Exercise aim - Return, without pictures, the lines from the start of the data through the one that contains "import React from".
--- Information provided ---
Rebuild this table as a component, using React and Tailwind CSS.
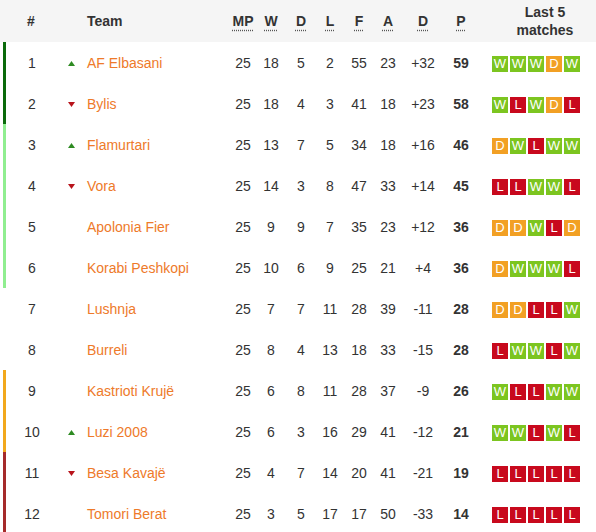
import React from "react";

const rows = [
  [1, "up", "AF Elbasani", 25, 18, 5, 2, 55, 23, "+32", 59, "WWWDW", "border-[#0b6a0b]"],
  [2, "down", "Bylis", 25, 18, 4, 3, 41, 18, "+23", 58, "WLWDL", "border-[#0b6a0b]"],
  [3, "up", "Flamurtari", 25, 13, 7, 5, 34, 18, "+16", 46, "DWLWW", "border-[#90ee90]"],
  [4, "down", "Vora", 25, 14, 3, 8, 47, 33, "+14", 45, "LLWWL", "border-[#90ee90]"],
  [5, "", "Apolonia Fier", 25, 9, 9, 7, 35, 23, "+12", 36, "DDWLD", "border-[#90ee90]"],
  [6, "", "Korabi Peshkopi", 25, 10, 6, 9, 25, 21, "+4", 36, "DWWWL", "border-[#90ee90]"],
  [7, "", "Lushnja", 25, 7, 7, 11, 28, 39, "-11", 28, "DDLLW", "border-transparent"],
  [8, "", "Burreli", 25, 8, 4, 13, 18, 33, "-15", 28, "LWWLW", "border-transparent"],
  [9, "", "Kastrioti Krujë", 25, 6, 8, 11, 28, 37, "-9", 26, "WLLWW", "border-[#f2a81d]"],
  [10, "up", "Luzi 2008", 25, 6, 3, 16, 29, 41, "-12", 21, "WWLWL", "border-[#f2a81d]"],
  [11, "down", "Besa Kavajë", 25, 4, 7, 14, 20, 41, "-21", 19, "LLLLL", "border-[#a52a2a]"],
  [12, "", "Tomori Berat", 25, 3, 5, 17, 17, 50, "-33", 14, "LLLLL", "border-[#a52a2a]"],
];

const badgeColor = {
  W: "bg-[#7cc520]",
  D: "bg-[#f2a024]",
  L: "bg-[#c8091d]",
};

function Arrow({ dir }) {
  if (dir === "up")
    return (
      <svg width="7" height="5" viewBox="0 0 7 5">
        <polygon points="0,5 7,5 3.5,0" fill="#2e8b22" />
      </svg>
    );
  if (dir === "down")
    return (
      <svg width="7" height="5" viewBox="0 0 7 5">
        <polygon points="0,0 7,0 3.5,5" fill="#b8141c" />
      </svg>
    );
  return null;
}

const cols = ["w-[28px]", "w-[28px]", "w-[32px]", "w-[26px]", "w-[32px]", "w-[26px]", "w-[44px]", "w-[32px]"];

export default function App() {
  const heads = ["MP", "W", "D", "L", "F", "A", "D", "P"];
  return (
    <div
      className="w-[596px] h-[532px] overflow-hidden bg-white text-[14px] text-[#333]"
      style={{ fontFamily: '"Liberation Sans", Arial, sans-serif' }}
    >
      <div className="flex h-[42px] items-center bg-[#f5f5f5] font-bold text-[#333]">
        <div className="w-[58px] text-center pl-[4px]">#</div>
        <div className="w-[29px]" />
        <div className="w-[142px]">Team</div>
        {heads.map((h, i) => (
          <div key={i} className={`${cols[i]} text-center`}>
            <span className="underline decoration-dotted decoration-[#555] underline-offset-[4px]">{h}</span>
          </div>
        ))}
        <div className="flex-1 text-center pl-[17px] leading-[18px]">
          Last 5
          <br />
          matches
        </div>
      </div>
      {rows.map((r) => {
        const [pos, dir, team, mp, w, d, l, f, a, gd, p, form, border] = r;
        const vals = [mp, w, d, l, f, a, gd];
        return (
          <div key={pos} className={`flex h-[41px] items-center pt-[2px] ml-[3px] border-l-[3px] ${border}`}>
            <div className="w-[52px] text-center">{pos}</div>
            <div className="w-[26px] flex justify-center">
              <Arrow dir={dir} />
            </div>
            <div className="w-[145px] pl-[3px] text-[#ee7a2a]">{team}</div>
            {vals.map((v, i) => (
              <div key={i} className={`${cols[i]} text-center`}>
                {v}
              </div>
            ))}
            <div className={`${cols[7]} text-center font-bold`}>{p}</div>
            <div className="flex-1 flex justify-center pr-[1px]">
              <div className="flex gap-[2px]">
                {form.split("").map((c, i) => (
                  <div
                    key={i}
                    className={`w-[16px] h-[16px] flex items-center justify-center text-white text-[13px] leading-none ${badgeColor[c]}`}
                  >
                    {c}
                  </div>
                ))}
              </div>
            </div>
          </div>
        );
      })}
    </div>
  );
}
---
Result of the exercise -
Rebuild this table as a component, using React and Tailwind CSS.
import React from "react";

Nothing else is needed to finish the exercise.